Begin DATA BLOCK

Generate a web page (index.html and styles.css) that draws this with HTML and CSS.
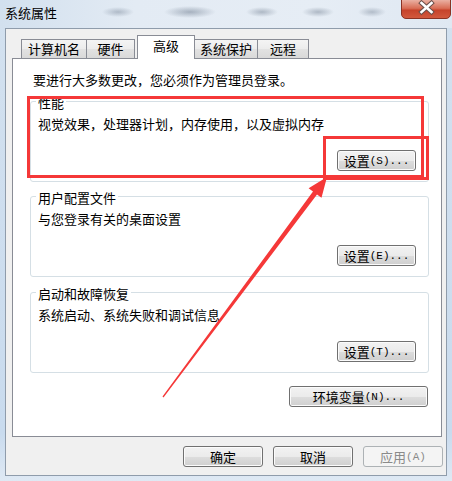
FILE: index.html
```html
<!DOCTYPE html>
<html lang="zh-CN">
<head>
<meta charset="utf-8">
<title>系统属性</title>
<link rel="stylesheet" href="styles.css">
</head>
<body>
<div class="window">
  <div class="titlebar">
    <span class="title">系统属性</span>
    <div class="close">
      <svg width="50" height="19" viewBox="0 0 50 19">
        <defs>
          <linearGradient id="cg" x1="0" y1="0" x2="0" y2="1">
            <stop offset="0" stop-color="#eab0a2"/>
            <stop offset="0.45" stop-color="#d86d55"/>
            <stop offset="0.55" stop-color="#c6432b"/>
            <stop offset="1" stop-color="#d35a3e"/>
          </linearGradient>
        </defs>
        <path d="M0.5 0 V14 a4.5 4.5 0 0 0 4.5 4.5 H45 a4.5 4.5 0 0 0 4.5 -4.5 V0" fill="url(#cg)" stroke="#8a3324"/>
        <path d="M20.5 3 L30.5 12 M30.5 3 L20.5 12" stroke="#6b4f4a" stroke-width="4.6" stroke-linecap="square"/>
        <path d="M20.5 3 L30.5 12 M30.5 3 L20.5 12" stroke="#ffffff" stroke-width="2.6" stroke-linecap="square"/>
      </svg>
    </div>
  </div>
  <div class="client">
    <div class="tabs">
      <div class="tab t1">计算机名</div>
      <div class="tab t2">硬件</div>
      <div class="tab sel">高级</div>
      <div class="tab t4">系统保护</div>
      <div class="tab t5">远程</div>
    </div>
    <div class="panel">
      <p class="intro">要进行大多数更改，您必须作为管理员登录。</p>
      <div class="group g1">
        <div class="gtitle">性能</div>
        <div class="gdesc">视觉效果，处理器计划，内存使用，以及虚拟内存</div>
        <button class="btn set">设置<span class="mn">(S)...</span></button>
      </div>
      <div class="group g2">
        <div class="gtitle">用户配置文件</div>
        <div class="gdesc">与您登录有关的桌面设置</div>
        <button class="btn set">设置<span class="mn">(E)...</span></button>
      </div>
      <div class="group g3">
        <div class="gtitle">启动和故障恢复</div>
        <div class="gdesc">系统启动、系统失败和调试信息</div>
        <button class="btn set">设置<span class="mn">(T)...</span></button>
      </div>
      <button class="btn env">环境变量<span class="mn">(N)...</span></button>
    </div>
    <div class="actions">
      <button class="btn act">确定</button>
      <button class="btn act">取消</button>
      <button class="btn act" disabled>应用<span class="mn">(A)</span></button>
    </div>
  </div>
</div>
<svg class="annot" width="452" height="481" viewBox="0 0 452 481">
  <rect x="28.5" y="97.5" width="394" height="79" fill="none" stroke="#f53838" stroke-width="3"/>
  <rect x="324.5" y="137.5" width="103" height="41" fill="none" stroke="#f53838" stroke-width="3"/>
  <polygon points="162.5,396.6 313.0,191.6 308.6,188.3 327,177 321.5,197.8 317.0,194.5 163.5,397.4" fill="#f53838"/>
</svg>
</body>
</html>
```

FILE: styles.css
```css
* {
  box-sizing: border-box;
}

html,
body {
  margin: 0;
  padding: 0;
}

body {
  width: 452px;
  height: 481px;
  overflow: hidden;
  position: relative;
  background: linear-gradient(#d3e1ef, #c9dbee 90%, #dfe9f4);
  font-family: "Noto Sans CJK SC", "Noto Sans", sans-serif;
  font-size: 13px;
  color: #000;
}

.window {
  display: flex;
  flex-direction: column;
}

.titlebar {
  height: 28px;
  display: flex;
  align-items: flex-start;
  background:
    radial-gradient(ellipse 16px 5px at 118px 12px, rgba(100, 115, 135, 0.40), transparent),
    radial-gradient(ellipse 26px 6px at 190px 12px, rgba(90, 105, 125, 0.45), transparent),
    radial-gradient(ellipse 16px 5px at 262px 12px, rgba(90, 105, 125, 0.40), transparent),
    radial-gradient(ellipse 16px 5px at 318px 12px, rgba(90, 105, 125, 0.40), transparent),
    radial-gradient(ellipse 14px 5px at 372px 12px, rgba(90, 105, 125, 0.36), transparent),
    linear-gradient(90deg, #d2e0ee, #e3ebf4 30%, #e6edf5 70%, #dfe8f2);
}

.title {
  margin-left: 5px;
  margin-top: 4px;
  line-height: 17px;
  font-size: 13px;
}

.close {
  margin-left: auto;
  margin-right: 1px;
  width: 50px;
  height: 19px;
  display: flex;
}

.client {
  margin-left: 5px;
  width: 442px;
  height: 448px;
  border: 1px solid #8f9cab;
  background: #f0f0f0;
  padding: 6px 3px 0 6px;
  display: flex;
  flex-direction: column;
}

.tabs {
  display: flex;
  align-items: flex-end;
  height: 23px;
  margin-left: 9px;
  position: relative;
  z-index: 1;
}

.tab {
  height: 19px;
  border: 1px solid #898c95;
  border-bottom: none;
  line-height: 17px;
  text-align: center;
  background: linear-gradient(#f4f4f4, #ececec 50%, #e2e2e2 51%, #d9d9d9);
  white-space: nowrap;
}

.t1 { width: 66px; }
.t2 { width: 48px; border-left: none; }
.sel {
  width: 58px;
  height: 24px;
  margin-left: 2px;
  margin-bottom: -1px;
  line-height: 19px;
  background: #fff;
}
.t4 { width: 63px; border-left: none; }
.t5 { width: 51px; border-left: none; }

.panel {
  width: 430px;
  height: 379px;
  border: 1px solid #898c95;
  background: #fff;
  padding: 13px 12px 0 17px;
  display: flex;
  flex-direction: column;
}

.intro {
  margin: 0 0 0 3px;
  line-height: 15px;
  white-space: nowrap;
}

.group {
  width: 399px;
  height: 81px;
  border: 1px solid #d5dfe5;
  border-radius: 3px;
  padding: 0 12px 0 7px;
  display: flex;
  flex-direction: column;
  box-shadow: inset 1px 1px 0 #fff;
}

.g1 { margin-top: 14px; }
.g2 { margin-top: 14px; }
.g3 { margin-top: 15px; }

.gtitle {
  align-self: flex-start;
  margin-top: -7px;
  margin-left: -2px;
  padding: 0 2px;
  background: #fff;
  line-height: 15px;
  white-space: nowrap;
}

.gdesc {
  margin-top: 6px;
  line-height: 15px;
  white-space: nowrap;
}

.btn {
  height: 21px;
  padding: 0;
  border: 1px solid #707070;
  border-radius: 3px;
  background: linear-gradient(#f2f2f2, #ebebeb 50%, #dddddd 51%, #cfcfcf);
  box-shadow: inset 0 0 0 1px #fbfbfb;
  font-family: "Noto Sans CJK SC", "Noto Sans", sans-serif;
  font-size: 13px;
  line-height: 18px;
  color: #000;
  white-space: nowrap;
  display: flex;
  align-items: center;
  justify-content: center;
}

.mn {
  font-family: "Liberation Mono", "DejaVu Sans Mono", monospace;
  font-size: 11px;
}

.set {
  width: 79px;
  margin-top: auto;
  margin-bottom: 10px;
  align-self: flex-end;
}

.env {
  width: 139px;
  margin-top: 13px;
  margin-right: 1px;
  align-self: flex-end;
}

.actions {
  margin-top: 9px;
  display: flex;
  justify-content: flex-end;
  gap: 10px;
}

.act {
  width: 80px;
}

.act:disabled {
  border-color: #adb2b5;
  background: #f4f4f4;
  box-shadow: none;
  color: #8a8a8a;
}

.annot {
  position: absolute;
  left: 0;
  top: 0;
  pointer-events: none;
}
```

End DATA BLOCK

DIRECTIONS — All of the material above needs to be restated exactly, with no pictures.

EXERCISE RESPONSE —
Generate a web page (index.html and styles.css) that draws this with HTML and CSS.
FILE: index.html
```html
<!DOCTYPE html>
<html lang="zh-CN">
<head>
<meta charset="utf-8">
<title>系统属性</title>
<link rel="stylesheet" href="styles.css">
</head>
<body>
<div class="window">
  <div class="titlebar">
    <span class="title">系统属性</span>
    <div class="close">
      <svg width="50" height="19" viewBox="0 0 50 19">
        <defs>
          <linearGradient id="cg" x1="0" y1="0" x2="0" y2="1">
            <stop offset="0" stop-color="#eab0a2"/>
            <stop offset="0.45" stop-color="#d86d55"/>
            <stop offset="0.55" stop-color="#c6432b"/>
            <stop offset="1" stop-color="#d35a3e"/>
          </linearGradient>
        </defs>
        <path d="M0.5 0 V14 a4.5 4.5 0 0 0 4.5 4.5 H45 a4.5 4.5 0 0 0 4.5 -4.5 V0" fill="url(#cg)" stroke="#8a3324"/>
        <path d="M20.5 3 L30.5 12 M30.5 3 L20.5 12" stroke="#6b4f4a" stroke-width="4.6" stroke-linecap="square"/>
        <path d="M20.5 3 L30.5 12 M30.5 3 L20.5 12" stroke="#ffffff" stroke-width="2.6" stroke-linecap="square"/>
      </svg>
    </div>
  </div>
  <div class="client">
    <div class="tabs">
      <div class="tab t1">计算机名</div>
      <div class="tab t2">硬件</div>
      <div class="tab sel">高级</div>
      <div class="tab t4">系统保护</div>
      <div class="tab t5">远程</div>
    </div>
    <div class="panel">
      <p class="intro">要进行大多数更改，您必须作为管理员登录。</p>
      <div class="group g1">
        <div class="gtitle">性能</div>
        <div class="gdesc">视觉效果，处理器计划，内存使用，以及虚拟内存</div>
        <button class="btn set">设置<span class="mn">(S)...</span></button>
      </div>
      <div class="group g2">
        <div class="gtitle">用户配置文件</div>
        <div class="gdesc">与您登录有关的桌面设置</div>
        <button class="btn set">设置<span class="mn">(E)...</span></button>
      </div>
      <div class="group g3">
        <div class="gtitle">启动和故障恢复</div>
        <div class="gdesc">系统启动、系统失败和调试信息</div>
        <button class="btn set">设置<span class="mn">(T)...</span></button>
      </div>
      <button class="btn env">环境变量<span class="mn">(N)...</span></button>
    </div>
    <div class="actions">
      <button class="btn act">确定</button>
      <button class="btn act">取消</button>
      <button class="btn act" disabled>应用<span class="mn">(A)</span></button>
    </div>
  </div>
</div>
<svg class="annot" width="452" height="481" viewBox="0 0 452 481">
  <rect x="28.5" y="97.5" width="394" height="79" fill="none" stroke="#f53838" stroke-width="3"/>
  <rect x="324.5" y="137.5" width="103" height="41" fill="none" stroke="#f53838" stroke-width="3"/>
  <polygon points="162.5,396.6 313.0,191.6 308.6,188.3 327,177 321.5,197.8 317.0,194.5 163.5,397.4" fill="#f53838"/>
</svg>
</body>
</html>
```

FILE: styles.css
```css
* {
  box-sizing: border-box;
}

html,
body {
  margin: 0;
  padding: 0;
}

body {
  width: 452px;
  height: 481px;
  overflow: hidden;
  position: relative;
  background: linear-gradient(#d3e1ef, #c9dbee 90%, #dfe9f4);
  font-family: "Noto Sans CJK SC", "Noto Sans", sans-serif;
  font-size: 13px;
  color: #000;
}

.window {
  display: flex;
  flex-direction: column;
}

.titlebar {
  height: 28px;
  display: flex;
  align-items: flex-start;
  background:
    radial-gradient(ellipse 16px 5px at 118px 12px, rgba(100, 115, 135, 0.40), transparent),
    radial-gradient(ellipse 26px 6px at 190px 12px, rgba(90, 105, 125, 0.45), transparent),
    radial-gradient(ellipse 16px 5px at 262px 12px, rgba(90, 105, 125, 0.40), transparent),
    radial-gradient(ellipse 16px 5px at 318px 12px, rgba(90, 105, 125, 0.40), transparent),
    radial-gradient(ellipse 14px 5px at 372px 12px, rgba(90, 105, 125, 0.36), transparent),
    linear-gradient(90deg, #d2e0ee, #e3ebf4 30%, #e6edf5 70%, #dfe8f2);
}

.title {
  margin-left: 5px;
  margin-top: 4px;
  line-height: 17px;
  font-size: 13px;
}

.close {
  margin-left: auto;
  margin-right: 1px;
  width: 50px;
  height: 19px;
  display: flex;
}

.client {
  margin-left: 5px;
  width: 442px;
  height: 448px;
  border: 1px solid #8f9cab;
  background: #f0f0f0;
  padding: 6px 3px 0 6px;
  display: flex;
  flex-direction: column;
}

.tabs {
  display: flex;
  align-items: flex-end;
  height: 23px;
  margin-left: 9px;
  position: relative;
  z-index: 1;
}

.tab {
  height: 19px;
  border: 1px solid #898c95;
  border-bottom: none;
  line-height: 17px;
  text-align: center;
  background: linear-gradient(#f4f4f4, #ececec 50%, #e2e2e2 51%, #d9d9d9);
  white-space: nowrap;
}

.t1 { width: 66px; }
.t2 { width: 48px; border-left: none; }
.sel {
  width: 58px;
  height: 24px;
  margin-left: 2px;
  margin-bottom: -1px;
  line-height: 19px;
  background: #fff;
}
.t4 { width: 63px; border-left: none; }
.t5 { width: 51px; border-left: none; }

.panel {
  width: 430px;
  height: 379px;
  border: 1px solid #898c95;
  background: #fff;
  padding: 13px 12px 0 17px;
  display: flex;
  flex-direction: column;
}

.intro {
  margin: 0 0 0 3px;
  line-height: 15px;
  white-space: nowrap;
}

.group {
  width: 399px;
  height: 81px;
  border: 1px solid #d5dfe5;
  border-radius: 3px;
  padding: 0 12px 0 7px;
  display: flex;
  flex-direction: column;
  box-shadow: inset 1px 1px 0 #fff;
}

.g1 { margin-top: 14px; }
.g2 { margin-top: 14px; }
.g3 { margin-top: 15px; }

.gtitle {
  align-self: flex-start;
  margin-top: -7px;
  margin-left: -2px;
  padding: 0 2px;
  background: #fff;
  line-height: 15px;
  white-space: nowrap;
}

.gdesc {
  margin-top: 6px;
  line-height: 15px;
  white-space: nowrap;
}

.btn {
  height: 21px;
  padding: 0;
  border: 1px solid #707070;
  border-radius: 3px;
  background: linear-gradient(#f2f2f2, #ebebeb 50%, #dddddd 51%, #cfcfcf);
  box-shadow: inset 0 0 0 1px #fbfbfb;
  font-family: "Noto Sans CJK SC", "Noto Sans", sans-serif;
  font-size: 13px;
  line-height: 18px;
  color: #000;
  white-space: nowrap;
  display: flex;
  align-items: center;
  justify-content: center;
}

.mn {
  font-family: "Liberation Mono", "DejaVu Sans Mono", monospace;
  font-size: 11px;
}

.set {
  width: 79px;
  margin-top: auto;
  margin-bottom: 10px;
  align-self: flex-end;
}

.env {
  width: 139px;
  margin-top: 13px;
  margin-right: 1px;
  align-self: flex-end;
}

.actions {
  margin-top: 9px;
  display: flex;
  justify-content: flex-end;
  gap: 10px;
}

.act {
  width: 80px;
}

.act:disabled {
  border-color: #adb2b5;
  background: #f4f4f4;
  box-shadow: none;
  color: #8a8a8a;
}

.annot {
  position: absolute;
  left: 0;
  top: 0;
  pointer-events: none;
}
```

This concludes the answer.